Joey Lynn King (born July 30, 1999) is an American actress. She first gained recognition for portraying Ramona Quimby in the comedy film Ramona and Beezus (2010) and has since gained wider recognition for her lead role in The Kissing Booth (2018) and its two sequels. King received critical acclaim for her starring role in the crime drama series The Act (2019), for which she was nominated for both a Primetime Emmy Award and a Golden Globe Award.

King has also appeared in the films Battle: Los Angeles (2011), Crazy, Stupid, Love (2011), The Dark Knight Rises (2012), The Conjuring (2013), White House Down (2013), Independence Day: Resurgence (2016),  Bullet Train (2022) and The Princess (2022), as well as the first and second seasons of the FX black comedy crime drama series Fargo (2014–2015).

Early life
King was born in Los Angeles, California, to Terry and Jamie King.

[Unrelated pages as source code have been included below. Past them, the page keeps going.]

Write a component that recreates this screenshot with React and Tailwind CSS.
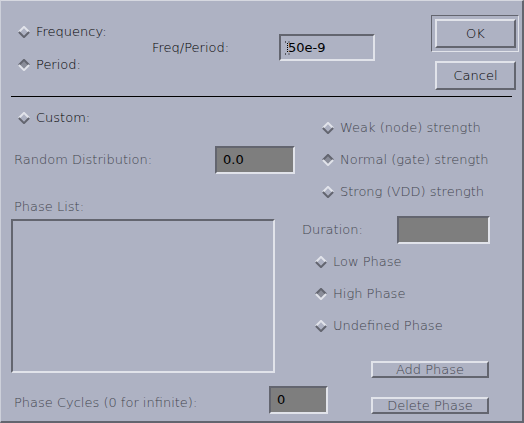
import React from 'react';

// CDE / Motif palette
const LIGHT = '#e1e3ea';
const DARK = '#63656f';

function Diamond({ selected }) {
  return (
    <svg width="12" height="12" viewBox="0 0 12 12" className="shrink-0">
      <polygon points="6,0.5 11.5,6 6,11.5 0.5,6" fill={selected ? '#8a8d99' : '#aeb2c3'} />
      <polyline points="0.9,6 6,0.9 11.1,6" fill="none" stroke={selected ? DARK : LIGHT} strokeWidth="2" />
      <polyline points="0.9,6 6,11.1 11.1,6" fill="none" stroke={selected ? LIGHT : DARK} strokeWidth="2" />
    </svg>
  );
}

function Radio({ label, selected, disabled, gap = 'gap-[6px]' }) {
  return (
    <div className={`flex items-center h-4 ${gap}`}>
      <Diamond selected={selected} />
      <span className={disabled ? 'text-[#43454e]' : 'text-black'}>{label}</span>
    </div>
  );
}

function Field({ value, className }) {
  return (
    <div
      className={`shrink-0 flex items-center pl-[6px] border-2 border-t-[#63656f] border-l-[#63656f] border-b-[#e1e3ea] border-r-[#e1e3ea] bg-[#7e7e7e] text-black font-normal ${className}`}
    >
      {value}
    </div>
  );
}

function SmallButton({ label }) {
  return (
    <div className="w-[118px] h-[17px] flex items-center justify-center border-2 border-t-[#e1e3ea] border-l-[#e1e3ea] border-b-[#63656f] border-r-[#63656f] text-[#43454e] leading-none">
      {label}
    </div>
  );
}

export default function App() {
  return (
    <div
      className="w-[524px] h-[423px] bg-[#aeb2c3] border-t border-l border-t-[#d6d8e0] border-l-[#cdd0da] border-r-2 border-b-2 border-r-[#63656f] border-b-[#63656f] text-[13px] leading-4 font-light overflow-hidden"
      style={{ fontFamily: '"DejaVu Sans", Verdana, sans-serif' }}
    >
      {/* top: frequency / period */}
      <div className="flex h-[95px]">
        <div className="w-[151px] shrink-0 pl-[17px] pt-[23px] flex flex-col gap-[17px]">
          <Radio label="Frequency:" />
          <Radio label="Period:" selected />
        </div>
        <div className="flex items-center h-[27px] mt-[33px]">
          <span className="w-[127px] shrink-0">Freq/Period:</span>
          <div className="w-[96px] h-[27px] shrink-0 flex items-center pl-[4px] border-2 border-t-[#63656f] border-l-[#63656f] border-b-[#e1e3ea] border-r-[#e1e3ea] font-normal">
            <svg width="5" height="14" viewBox="0 0 5 14" className="mr-[-2px]">
              <path d="M0 1h1.5M3.5 1h1.5M2.5 2v10M0 13h1.5M3.5 13h1.5" stroke="#000" strokeWidth="1" strokeDasharray="1 1" />
            </svg>
            <span>50e-9</span>
          </div>
        </div>
        <div className="ml-[56px] mt-[14px] flex flex-col">
          <div className="w-[88px] h-[37px] p-[3px] border border-t-[#63656f] border-l-[#63656f] border-b-[#e1e3ea] border-r-[#e1e3ea]">
            <div className="w-[81px] h-[29px] flex items-center justify-center border-2 border-t-[#e1e3ea] border-l-[#e1e3ea] border-b-[#63656f] border-r-[#63656f]">
              OK
            </div>
          </div>
          <div className="ml-[4px] mt-[9px] w-[81px] h-[29px] flex items-center justify-center border-2 border-t-[#e1e3ea] border-l-[#e1e3ea] border-b-[#63656f] border-r-[#63656f]">
            Cancel
          </div>
        </div>
      </div>

      <div className="ml-[10px] w-[501px] h-px bg-black" />

      {/* custom section */}
      <div className="flex">
        <div className="w-[274px] shrink-0 flex flex-col">
          <div className="mt-[13px] pl-[17px]">
            <Radio label="Custom:" />
          </div>
          <div className="mt-[20px] flex items-center">
            <span className="pl-[13px] w-[214px] shrink-0 text-[#43454e]">Random Distribution:</span>
            <Field value="0.0" className="w-[80px] h-[28px]" />
          </div>
          <div className="mt-[25px] pl-[13px] text-[#43454e]">Phase List:</div>
          <div className="mt-[4px] ml-[10px] w-[264px] h-[154px] border-2 border-t-[#63656f] border-l-[#63656f] border-b-[#e1e3ea] border-r-[#e1e3ea]" />
        </div>

        <div className="flex flex-col">
          <div className="mt-[23px] pl-[47px] flex flex-col gap-[16px]">
            <Radio label="Weak (node) strength" disabled />
            <Radio label="Normal (gate) strength" selected disabled />
            <Radio label="Strong (VDD) strength" disabled />
          </div>
          <div className="mt-[16px] pl-[27px] flex items-center">
            <span className="w-[95px] shrink-0 text-[#43454e]">Duration:</span>
            <Field value="" className="w-[93px] h-[28px]" />
          </div>
          <div className="mt-[10px] pl-[40px] flex flex-col gap-[16px]">
            <Radio label="Low Phase" disabled />
            <Radio label="High Phase" selected disabled />
            <Radio label="Undefined Phase" disabled />
          </div>
          <div className="mt-[27px] pl-[96px]">
            <SmallButton label="Add Phase" />
          </div>
        </div>
      </div>

      {/* bottom row */}
      <div className="flex items-start">
        <span className="mt-[17px] pl-[13px] w-[268px] shrink-0 text-[#43454e]">Phase Cycles (0 for infinite):</span>
        <Field value="0" className="mt-[8px] w-[59px] h-[28px]" />
        <div className="ml-[43px] mt-[19px]">
          <SmallButton label="Delete Phase" />
        </div>
      </div>
    </div>
  );
}
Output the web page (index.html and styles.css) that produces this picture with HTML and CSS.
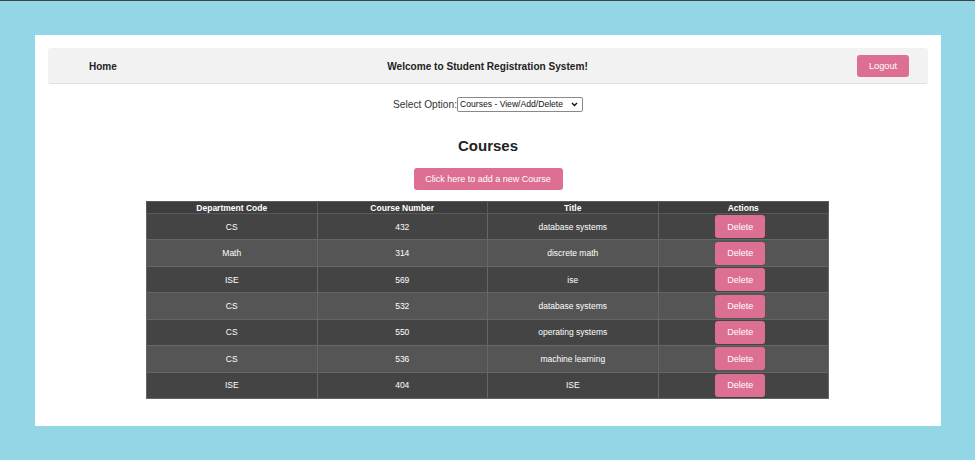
FILE: index.html
```html
<!DOCTYPE html>
<html>
<head>
<meta charset="utf-8">
<link rel="stylesheet" href="styles.css">
</head>
<body>
<div class="topline"></div>
<div class="panel">
  <nav class="navbar">
    <a class="home">Home</a>
    <span class="welcome">Welcome to Student Registration System!</span>
    <div class="right"><button class="btn logout">Logout</button></div>
  </nav>
  <div class="select-row">
    <label>Select Option:</label>
    <span class="select-wrap">
      <select class="opt"><option>Courses - View/Add/Delete</option></select>
      <svg class="chev" width="7" height="5" viewBox="0 0 7 5"><path d="M1 1 L3.5 3.5 L6 1" fill="none" stroke="#111" stroke-width="1.4"/></svg>
    </span>
  </div>
  <h2 class="heading">Courses</h2>
  <div class="add-row"><button class="btn add">Click here to add a new Course</button></div>
  <table class="courses">
    <thead>
      <tr><th>Department Code</th><th>Course Number</th><th>Title</th><th>Actions</th></tr>
    </thead>
    <tbody>
      <tr><td>CS</td><td>432</td><td>database systems</td><td><button class="btn del">Delete</button></td></tr>
      <tr><td>Math</td><td>314</td><td>discrete math</td><td><button class="btn del">Delete</button></td></tr>
      <tr><td>ISE</td><td>569</td><td>ise</td><td><button class="btn del">Delete</button></td></tr>
      <tr><td>CS</td><td>532</td><td>database systems</td><td><button class="btn del">Delete</button></td></tr>
      <tr><td>CS</td><td>550</td><td>operating systems</td><td><button class="btn del">Delete</button></td></tr>
      <tr><td>CS</td><td>536</td><td>machine learning</td><td><button class="btn del">Delete</button></td></tr>
      <tr><td>ISE</td><td>404</td><td>ISE</td><td><button class="btn del">Delete</button></td></tr>
    </tbody>
  </table>
</div>
</body>
</html>
```
FILE: styles.css
```css
html, body {
  margin: 0;
  padding: 0;
}
body {
  background: #93d7e7;
  font-family: "Liberation Sans", Arial, sans-serif;
  color: #222;
  height: 460px;
}
.topline {
  height: 1px;
  background: #3f4446;
}
.panel {
  background: #fff;
  margin: 34px 34px 0 35px;
  height: 391px;
  padding: 13px 13px 0 13px;
  box-sizing: border-box;
}
.navbar {
  height: 36px;
  background: #f2f2f2;
  border-radius: 3px;
  border-bottom: 1px solid #e0e0e0;
  box-sizing: border-box;
  display: grid;
  grid-template-columns: 1fr auto 1fr;
  align-items: center;
  padding: 1px 19px 0 41px;
}
.home {
  font-weight: bold;
  font-size: 10px;
  color: #222;
}
.welcome {
  text-align: center;
  font-weight: bold;
  font-size: 10.1px;
  color: #222;
  padding-right: 23px;
}
.right {
  display: flex;
  justify-content: flex-end;
  margin-top: -1px;
}
.btn {
  background: #dd6f92;
  color: #fff;
  border: none;
  border-radius: 3px;
  font-family: "Liberation Sans", Arial, sans-serif;
  cursor: pointer;
  padding: 0;
}
.logout {
  width: 52px;
  height: 22px;
  font-size: 9.2px;
}
.select-row {
  display: flex;
  justify-content: center;
  align-items: center;
  margin-top: 13px;
  height: 14px;
  font-size: 10.2px;
  color: #333;
}
.select-wrap {
  position: relative;
  display: inline-block;
  height: 15px;
}
.opt {
  appearance: none;
  -webkit-appearance: none;
  width: 126px;
  height: 15px;
  font-size: 8.6px;
  font-family: "Liberation Sans", Arial, sans-serif;
  border: 1px solid #888;
  border-radius: 2px;
  background: #fff;
  color: #111;
  padding: 0 0 0 2px;
  display: block;
}
.chev {
  position: absolute;
  right: 5px;
  top: 5px;
}
.heading {
  margin: 25px 0 0 0;
  text-align: center;
  font-size: 15px;
  font-weight: bold;
  color: #222;
  line-height: 20px;
}
.add-row {
  display: flex;
  justify-content: center;
  margin-top: 12px;
}
.add {
  width: 149px;
  height: 22px;
  font-size: 9px;
}
.courses {
  margin: 11px 0 0 98px;
  width: 683px;
  border-collapse: collapse;
  table-layout: fixed;
  font-size: 8.5px;
  color: #fff;
  border: 1px solid #5e5e5e;
}
.courses th, .courses td {
  border: 1px solid #666;
  text-align: center;
  padding: 0;
}
.courses th {
  background: #3d3d3d;
  font-weight: bold;
  height: 11px;
  line-height: 10px;
  font-size: 8.5px;
  border-color: #5a5a5a;
}
.courses td {
  height: 25.45px;
}
.courses tbody tr:nth-child(odd) td {
  background: #444;
}
.courses tbody tr:nth-child(even) td {
  background: #555;
}
.del {
  width: 50px;
  height: 23px;
  font-size: 9px;
  vertical-align: middle;
  margin-right: 6px;
}
```
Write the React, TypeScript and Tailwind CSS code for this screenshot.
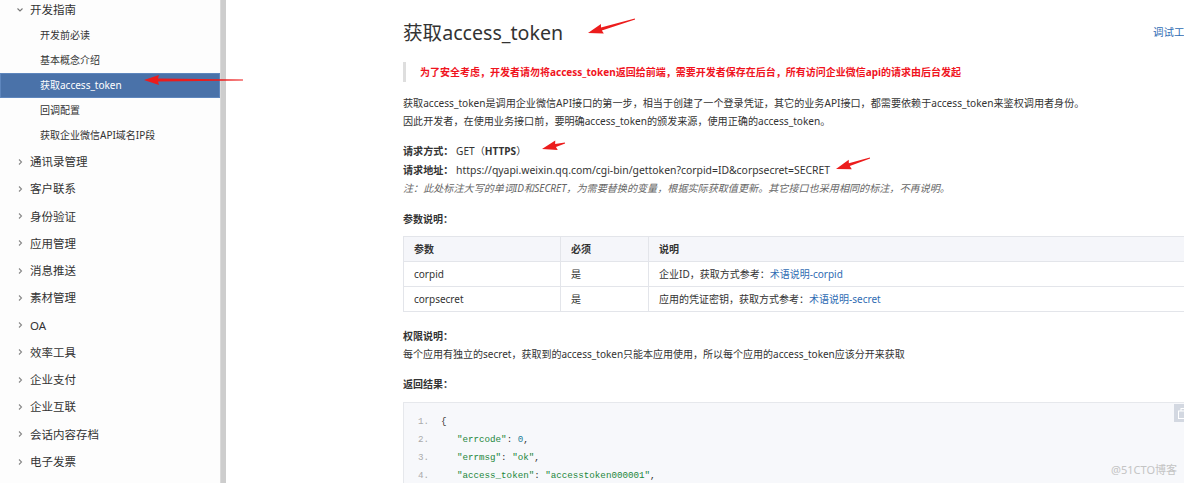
import React from 'react';

const subItems = ['开发前必读', '基本概念介绍', '获取access_token', '回调配置', '获取企业微信API域名IP段'];
const topItems = ['通讯录管理', '客户联系', '身份验证', '应用管理', '消息推送', '素材管理', 'OA', '效率工具', '企业支付', '企业互联', '会话内容存档', '电子发票'];

function Chevron({ down = false }: { down?: boolean }) {
  return (
    <svg width="8" height="8" viewBox="0 0 8 8" className="shrink-0">
      {down ? (
        <path d="M1.5 2.5 L4 5 L6.5 2.5" fill="none" stroke="#777" strokeWidth="1.1" />
      ) : (
        <path d="M3 1.5 L5.5 4 L3 6.5" fill="none" stroke="#888" strokeWidth="1.1" />
      )}
    </svg>
  );
}

// red annotation arrow: tail -> head
function arrowPoints(tx: number, ty: number, hx: number, hy: number) {
  const len = Math.hypot(hx - tx, hy - ty);
  const dx = (hx - tx) / len;
  const dy = (hy - ty) / len;
  const nx = -dy;
  const ny = dx;
  const L = 14;
  const W = 5;
  const bx = hx - dx * L;
  const by = hy - dy * L;
  const pts = [
    [tx + nx * 0.5, ty + ny * 0.5],
    [bx + nx * 1.5, by + ny * 1.5],
    [bx + nx * W - dx * 1, by + ny * W - dy * 1],
    [hx, hy],
    [bx - nx * W - dx * 1, by - ny * W - dy * 1],
    [bx - nx * 1.5, by - ny * 1.5],
    [tx - nx * 0.5, ty - ny * 0.5],
  ];
  return pts.map((p) => p.join(',')).join(' ');
}

const arrows = [
  [243, 80, 144, 80],
  [635, 19, 588, 33],
  [565, 143, 542, 149],
  [870, 158, 836, 169],
];

const codeLines: React.ReactNode[] = [
  <span className="text-[#333]">{'{'}</span>,
  <span className="pl-[16px]">
    <span className="text-[#22863a]">"errcode"</span>
    <span className="text-[#333]">: </span>
    <span className="text-[#1c7d9a]">0</span>
    <span className="text-[#333]">,</span>
  </span>,
  <span className="pl-[16px]">
    <span className="text-[#22863a]">"errmsg"</span>
    <span className="text-[#333]">: </span>
    <span className="text-[#22863a]">"ok"</span>
    <span className="text-[#333]">,</span>
  </span>,
  <span className="pl-[16px]">
    <span className="text-[#22863a]">"access_token"</span>
    <span className="text-[#333]">: </span>
    <span className="text-[#22863a]">"accesstoken000001"</span>
    <span className="text-[#333]">,</span>
  </span>,
];

export default function App() {
  return (
    <div className="relative flex h-[483px] w-full overflow-hidden bg-white font-['Noto_Sans','Noto_Sans_CJK_SC',sans-serif] text-[#333]">
      {/* Sidebar */}
      <aside className="w-[220px] shrink-0 bg-[#fdfdfd]">
        <div className="-mt-[3px] flex flex-col">
          <div className="flex h-[26px] items-center gap-[6px] pl-[16px] text-[11.5px] text-[#333]">
            <Chevron down />
            <span>开发指南</span>
          </div>
          {subItems.map((s) => (
            <div
              key={s}
              className={
                s === '获取access_token'
                  ? 'flex h-[25px] items-center border border-[#5e86bd] bg-[#4a72a9] pl-[39px] text-[10px] text-white'
                  : 'flex h-[25px] items-center pl-[40px] text-[10px] text-[#333]'
              }
            >
              {s}
            </div>
          ))}
          {topItems.map((t) => (
            <div key={t} className="flex h-[27.27px] items-center gap-[6px] pl-[16px] text-[11.5px] text-[#333]">
              <Chevron />
              <span>{t}</span>
            </div>
          ))}
        </div>
      </aside>

      {/* scrollbar strip */}
      <div className="w-[6px] shrink-0 border-l border-[#dadada] bg-[#cdcdcd]" />

      {/* Content */}
      <main className="flex-1 pl-[177px] pt-[20px]">
        <div className="w-[792px]">
          <div className="flex items-center justify-between">
            <h1 className="text-[19.6px] leading-[26px] text-[#333]">获取access_token</h1>
            <a className="text-[10.5px] text-[#2f6cb3]">调试工具</a>
          </div>

          <div className="mt-[16px] flex h-[20px] items-center border-l-[3px] border-[#dedede] pl-[14px] text-[10px] font-bold text-[#f0141e]">
            为了安全考虑，开发者请勿将access_token返回给前端，需要开发者保存在后台，所有访问企业微信api的请求由后台发起
          </div>

          <div className="mt-[12px] text-[10.1px] leading-[18px]">
            <p>获取access_token是调用企业微信API接口的第一步，相当于创建了一个登录凭证，其它的业务API接口，都需要依赖于access_token来鉴权调用者身份。</p>
            <p>因此开发者，在使用业务接口前，要明确access_token的颁发来源，使用正确的access_token。</p>
          </div>

          <div className="mt-[12px] text-[10.1px] leading-[18.5px]">
            <p>
              <span className="font-bold">请求方式：</span> GET（<span className="font-bold">HTTPS</span>）
            </p>
            <p>
              <span className="font-bold">请求地址：</span> <span className="text-[10.4px]">https://qyapi.weixin.qq.com/cgi-bin/gettoken?corpid=ID&amp;corpsecret=SECRET</span>
            </p>
            <p className="italic text-[#666]">注：此处标注大写的单词ID和SECRET，为需要替换的变量，根据实际获取值更新。其它接口也采用相同的标注，不再说明。</p>
          </div>

          <p className="mt-[12.5px] text-[10px] font-bold leading-[18px]">参数说明：</p>

          <table className="mt-[8px] w-full border-collapse text-[10px]">
            <thead>
              <tr className="h-[25px] bg-[#f5f6fa]">
                <th className="w-[157px] border border-[#e3e5ea] pl-[10px] text-left font-bold">参数</th>
                <th className="w-[88px] border border-[#e3e5ea] pl-[10px] text-left font-bold">必须</th>
                <th className="border border-[#e3e5ea] pl-[10px] text-left font-bold">说明</th>
              </tr>
            </thead>
            <tbody>
              <tr className="h-[25px]">
                <td className="border border-[#e3e5ea] pl-[10px]">corpid</td>
                <td className="border border-[#e3e5ea] pl-[10px]">是</td>
                <td className="border border-[#e3e5ea] pl-[10px]">
                  企业ID，获取方式参考：<span className="text-[#2f6cb3]">术语说明-corpid</span>
                </td>
              </tr>
              <tr className="h-[25px]">
                <td className="border border-[#e3e5ea] pl-[10px]">corpsecret</td>
                <td className="border border-[#e3e5ea] pl-[10px]">是</td>
                <td className="border border-[#e3e5ea] pl-[10px]">
                  应用的凭证密钥，获取方式参考：<span className="text-[#2f6cb3]">术语说明-secret</span>
                </td>
              </tr>
            </tbody>
          </table>

          <div className="mt-[15px] text-[10px] leading-[18px]">
            <p className="font-bold">权限说明：</p>
            <p>每个应用有独立的secret，获取到的access_token只能本应用使用，所以每个应用的access_token应该分开来获取</p>
          </div>

          <p className="mt-[12px] text-[10px] font-bold leading-[18px]">返回结果：</p>

          <div className="relative mt-[9px] border border-[#e6e8ec] bg-[#f7f8fb] pt-[10px] font-['Liberation_Mono',monospace] text-[9.2px]">
            {codeLines.map((c, i) => (
              <div key={i} className="flex h-[18px] items-center">
                <span className="w-[37px] pl-[14px] text-[#aaa]">{i + 1}.</span>
                {c}
              </div>
            ))}
            <div className="absolute right-[2px] top-[1px] flex h-[18px] w-[18px] items-center justify-center bg-[#d3d8e1]">
              <svg width="10" height="11" viewBox="0 0 10 11">
                <rect x="3" y="0.5" width="6" height="7.5" fill="none" stroke="#fff" strokeWidth="1" />
                <rect x="0.5" y="3" width="6" height="7.5" fill="#d3d8e1" stroke="#fff" strokeWidth="1" />
              </svg>
            </div>
          </div>
        </div>
      </main>

      {/* watermark */}
      <div className="pointer-events-none absolute bottom-[5px] right-[7px] text-[11px] text-[#c4c4c4]">@51CTO博客</div>

      {/* annotation arrows */}
      <svg className="pointer-events-none absolute left-0 top-0" width="1184" height="483">
        {arrows.map((a, i) => (
          <polygon key={i} points={arrowPoints(a[0], a[1], a[2], a[3])} fill="#ec1c1c" />
        ))}
      </svg>
    </div>
  );
}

King began acting professionally at the age of 4, starting with a commercial for Life Cereal. She has also been in commercials for AT&T, Kay Jewelers, and Eggo. King attended Phoenix Ranch School in Simi Valley. As a child, King sang a cappella for a talent show at the Simi Valley Cultural Arts Center. She also performed with the Stage Door Children's Theatre in Agoura. She has two older sisters, actresses Kelli King and Hunter King. King has stated, "I'm Jewish, but I'm not really, really religious."

Career

20082016: Beginnings and child acting
King voiced the yellow fur ball Katie in the animated feature Horton Hears a Who! (2008). She also appeared in Quarantine (2008). In 2010, she guest-starred in the series Ghost Whisperer. She was also featured in The Suite Life of Zack & Cody as Emily Mason in two episodes. Other television appearances include Entourage, CSI: Crime Scene Investigation, Medium., and Life in Pieces.

King's first lead role was in the 2010 film Ramona and Beezus, an adaptation of the Beverly Cleary book series, starring as Ramona Quimby. She also released a single for the movie called "Ramona Blue". Her role in the film won her a Young Artist Award.

King was featured in Battle: Los Angeles, where she played a girl named Kirsten. Also in 2011, she co-starred in Crazy, Stupid, Love. As well, she appeared in Taylor Swift's "Mean" music video as a young student at the school cafeteria rejected by her peers.

King had a role in Christopher Nolan's third Batman film, The Dark Knight Rises (2012), as a young Talia al Ghul. She also filmed the short-lived comedy series Bent, had guest appearances in New Girl and was on the final episode of The Haunting Hour: The Series, "Goodwill Towards Men." In 2013, King appeared in Oz the Great and Powerful, Family Weekend, White House Down, and The Conjuring. In 2014, she appeared in Wish I Was Here, as well as in Fargo as Greta Grimly, daughter of police officer Gus Grimly.

In 2016, King was cast in the coming-of-age drama film The Possibility of Fireflies. She played the lead character Clare in the 2017 horror-thriller film Wish Upon. She also had a role in Slender Man which was released in 2018.

2017present: The Kissing Booth and The Act
In 2018, she starred as Elle Evans in Netflix's teen romantic comedy The Kissing Booth. She reprised the role in the sequel The Kissing Booth 2, released in 2020, and in The Kissing Booth 3, which was released on August 11, 2021.

In 2019, she starred in the true crime anthology television series The Act on Hulu. King was cast as Gypsy Rose Blanchard, a role which required King to shave her head for the third time in her career. It earned her nominations for Emmy, Golden Globe, SAG and Critics' Choice awards. She also appeared on the fourth season of CBS comedy Life in Pieces as Morgan.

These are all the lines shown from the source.